Since its establishment, FCA has awarded more than 2,500 non-restrictive grants to individual artists and art organizations through its seven grant programs: Grants to Artists, Emergency Grants, the biennial John Cage Award, the biennial Merce Cunningham Award, the annual Robert Rauschenberg Award, the annual Ellsworth Kelly Award, and the annual Dorothea Tanning Award.

FCA is located at 820 Greenwich Street in the West Village neighborhood of New York City.

== History ==
In late 1962, John Cage, Jasper Johns, and Robert Rauschenberg wanted to help Merce Cunningham Dance Company finance a season on Broadway. Each donated an artwork to be sold to cover the loss that would be incurred but realized that the sales might generate a bit more than would be needed. Asked what should happen to the excess, Cunningham remarked that other performers "are in the same boat" and should be helped. Cage and Johns expanded the idea by establishing the Foundation for Contemporary Performance Arts. They invited other artists to contribute works to an exhibition at the Allan Stone Gallery, which opened February 25, 1963 — and firmly established the Foundation's roots in the community of artists. Lee Bontecou, Elaine de Kooning, Willem de Kooning, Marcel Duchamp, Alex Katz, Ellsworth Kelly, Roy Lichtenstein, Marisol, Barnett Newman, Claes Oldenburg, Robert Rauschenberg, James Rosenquist, Frank Stella, Elaine Sturtevant, and Andy Warhol were among the sixty-seven artists who contributed to this landmark show. With proceeds from the exhibition, the Foundation began making grants to individual artists.

During its first year, FCA made grants to composers Earle Brown and Morton Feldman and underwrote a concert of their music presented at Town Hall in New York.

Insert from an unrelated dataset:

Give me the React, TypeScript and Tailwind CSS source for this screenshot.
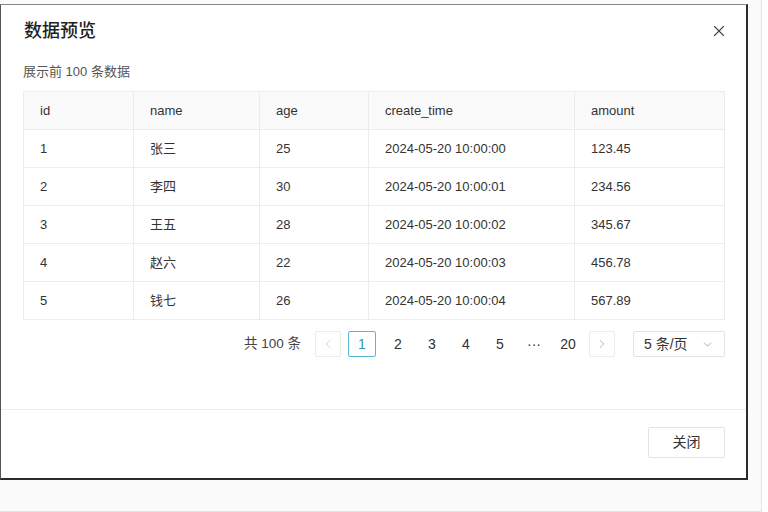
import { X, ChevronLeft, ChevronRight, ChevronDown } from "lucide-react";

const COLUMNS = [
  { key: "id", label: "id", width: "w-[110px]" },
  { key: "name", label: "name", width: "w-[126px]" },
  { key: "age", label: "age", width: "w-[109px]" },
  { key: "create_time", label: "create_time", width: "w-[206px]" },
  { key: "amount", label: "amount", width: "flex-1" },
];

const ROWS = [
  { id: "1", name: "张三", age: "25", create_time: "2024-05-20 10:00:00", amount: "123.45" },
  { id: "2", name: "李四", age: "30", create_time: "2024-05-20 10:00:01", amount: "234.56" },
  { id: "3", name: "王五", age: "28", create_time: "2024-05-20 10:00:02", amount: "345.67" },
  { id: "4", name: "赵六", age: "22", create_time: "2024-05-20 10:00:03", amount: "456.78" },
  { id: "5", name: "钱七", age: "26", create_time: "2024-05-20 10:00:04", amount: "567.89" },
];

const PAGES = ["2", "3", "4", "5", "···", "20"];

export default function App() {
  return (
    <div
      className="h-[512px] w-[768px] bg-white"
      style={{ fontFamily: '"Liberation Sans", "Noto Sans CJK SC", sans-serif' }}
    >
      <div className="h-[512px] w-[762px] border-b border-r border-[#e4e4e4] bg-[#fbfbfb] pt-1">
        {/* ── dialog ─────────────────────────────── */}
        <div className="flex h-[476px] w-[748px] flex-col border-b-2 border-l border-r-2 border-t border-b-[#2b2b2b] border-l-[#555] border-r-[#2b2b2b] border-t-[#888] bg-white">
          <div className="flex items-center justify-between px-[23px] pt-[13px]">
            <h2 className="text-[18px] font-medium leading-[26px] text-[#1f1f1f]">数据预览</h2>
            <X className="mr-[-5px] h-[18px] w-[18px] text-[#444]" strokeWidth={1.5} />
          </div>

          <div className="flex-1 pl-[22px] pr-[21px]">
            <p className="mt-[18px] text-[13px] leading-[20px] text-[#555]">展示前 100 条数据</p>

            <div className="mt-[9px] border border-[#ececec] text-[13px] text-[#333]">
              <div className="flex h-[37px] bg-[#fafafa]">
                {COLUMNS.map((c, i) => (
                  <div
                    key={c.key}
                    className={`${c.width} flex items-center px-[16px] ${i < COLUMNS.length - 1 ? "border-r border-[#ececec]" : ""}`}
                  >
                    {c.label}
                  </div>
                ))}
              </div>
              {ROWS.map((r) => (
                <div key={r.id} className="flex h-[38px] border-t border-[#ececec]">
                  {COLUMNS.map((c, i) => (
                    <div
                      key={c.key}
                      className={`${c.width} flex items-center px-[16px] ${i < COLUMNS.length - 1 ? "border-r border-[#ececec]" : ""}`}
                    >
                      {r[c.key as keyof typeof r]}
                    </div>
                  ))}
                </div>
              ))}
            </div>

            {/* pagination */}
            <div className="mt-[11px] flex items-center justify-end text-[14px] text-[#333]">
              <span className="mr-[14px] text-[13.5px] text-[#444]">共 100 条</span>
              <span className="flex h-[26px] w-[26px] items-center justify-center rounded-[2px] border border-[#ececec] text-[#c8c8c8]">
                <ChevronLeft className="h-[14px] w-[14px]" strokeWidth={1.5} />
              </span>
              <span className="ml-[7px] mr-[5px] flex h-[26px] w-[28px] items-center justify-center rounded-[2px] border border-[#5bb7d2] text-[#2a9cc0]">
                1
              </span>
              {PAGES.map((p) => (
                <span key={p} className="flex h-[26px] min-w-[34px] items-center justify-center px-[2px]">
                  {p}
                </span>
              ))}
              <span className="ml-[4px] flex h-[26px] w-[26px] items-center justify-center rounded-[2px] border border-[#ececec] text-[#aaa]">
                <ChevronRight className="h-[14px] w-[14px]" strokeWidth={1.5} />
              </span>
              <span className="ml-[18px] flex h-[26px] w-[92px] items-center justify-between rounded-[2px] border border-[#e2e2e2] pl-[10px] pr-[10px]">
                5 条/页
                <ChevronDown className="h-[13px] w-[13px] text-[#999]" strokeWidth={1.5} />
              </span>
            </div>
          </div>

          {/* footer */}
          <div className="flex h-[69px] items-start justify-end border-t border-[#ececec] px-[21px] pt-[17px]">
            <button className="h-[31px] w-[77px] rounded-[2px] border border-[#e2e2e2] bg-white text-[14px] text-[#333]">
              关闭
            </button>
          </div>
        </div>
      </div>
    </div>
  );
}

Additional grants went to Judson Memorial Church, the Paper Bag Players, choreographers Trisha Brown, Lucinda Childs, Meredith Monk, Yvonne Rainer, and Twyla Tharp; and composers Philip Glass, Steve Reich, and La Monte Young.

As of 2020, the directors of the FCA include Cecily Brown, Anne Collier, Anthony B. Creamer III, Anne Dias, Jasper Johns, Jennie C. Jones, Julian Lethbridge, Dean Moss, Emily Wei Rales, and James Welling.

== Grant programs ==
=== Grants to Artists ===
Grants to Artists are unrestricted, annual $40,000 awards made to provide recipients with the financial means to engage in their choice of artistic endeavors. Recipients are selected from confidential nominations. FCA invites dozens of artists and arts professionals to anonymously propose one exceptional individual, collective, or performing group. Then, FCA’s Directors, together with an advisor in each discipline, select grantees based on the merit and imaginativeness of their work and the impact such support might have at this point in their careers.

=== Emergency Grants ===
Emergency Grants are awarded on an ongoing basis to emerging artists and collectives throughout the United States who are in need of timely, urgent support. Emergency Grants provides quick, grassroots support to artists who have unexpected expenses when projects are close to completion or sudden opportunities to present work to the public. Requests are reviewed monthly by a volunteer panel of established artists. Emergency Grants typically ranging from $500 to $2,500.

=== John Cage Award ===
The John Cage Award is a biennial $45,000 grant made in recognition of outstanding achievements in contemporary arts. It was established in 1992 in memory of the late composer, one of FCA’s founders.

=== Merce Cunningham Award ===
The Merce Cunningham Award is a biennial grant made in recognition of outstanding achievement in the arts that reflects the creativity and spirit of choreographer, Merce Cunningham, an artist involved in the founding of FCA. It was established in 2015 with an endowment gift from the Merce Cunningham Trust.

=== Robert Rauschenberg Award ===
The Robert Rauschenberg Award is an annual $45,000 grant made to a visual or performing artist in honor of Rauschenberg's legacy of innovation, risk-taking, and experimentation. It was established in 2013 with a $720,000 gift from the Robert Rauschenberg Foundation.

=== Ellsworth Kelly Award ===
The Ellsworth Kelly Award is an annual $45,000 grant made to support a solo exhibition by an emerging, mid-career or little-known contemporary visual artist at a regional art museum, or university or college art gallery in the United States. It was established in 2016 with a $1 Million gift from the Ellsworth Kelly Foundation.

=== Dorothea Tanning Award ===
The Dorothea Tanning Award is an annual $45,000 grant made in celebration of Tanning's fierce independence and limitless imagination. It was established in 2016 with a $1 million endowment gift from the Destina Foundation.